I want to run back to Cleveland where I have friends that I've had for 25 years and where I feel safe and loved. I want to give this up and do something easier. Maggie looks at me with concern and licks the wet salt from my eyes. I don't want to start over any more times. I want to be finished with starting. I want to build a life that has laughter and fun and people and animals and outside in it, right here.
I don't know what I'm going to do long-term. I don't know if I'm capable of doing what I'm trying to do. But I know what I'm going to do today. I'm going to cut the grass. I'm going to do more to get the house ready for winter. Tonight, I'm going to go to choir rehearsal.
I'll close with a quote that I found online in the depths of last winter when I was so very cold and doing everything wrong.

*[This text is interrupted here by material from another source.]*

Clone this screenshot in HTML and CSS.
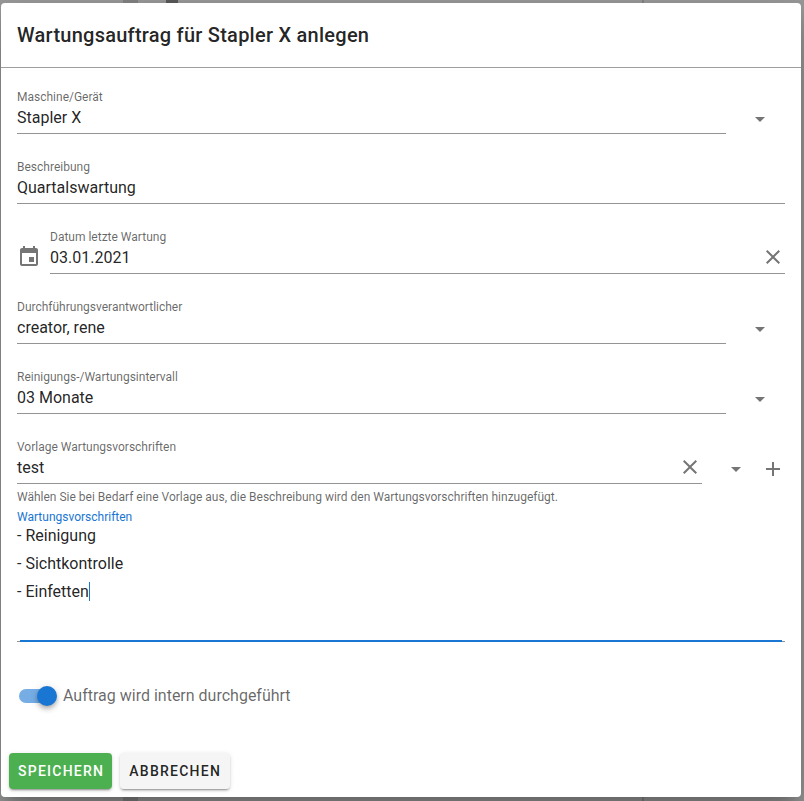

Courage does not always roar. Sometimes, it is the quiet voice at the end of the day saying, “I will try again tomorrow.”
I think that's what I'll do, for now.
Saturday, October 3, 2009
I've lived by myself for years. I've traveled the world alone, driven across the country, twice, alone. I've lived on this 25 acres for almost a year, alone, and I can't remember the last time I've felt this lonely.
If loneliness had a face, it would look like this part of my property. Stiflingly close, very rocky and grey.
Sometimes I long so much for an other half that it's palpable, and it makes me forget that I've been a whole person for my entire life, and forget how happy I generally am by myself. First, I'm going to feel what I'm feeling for a little while. Then I'm going to go out and be part of the world and the people in it. I'll be tip-top again soon enough.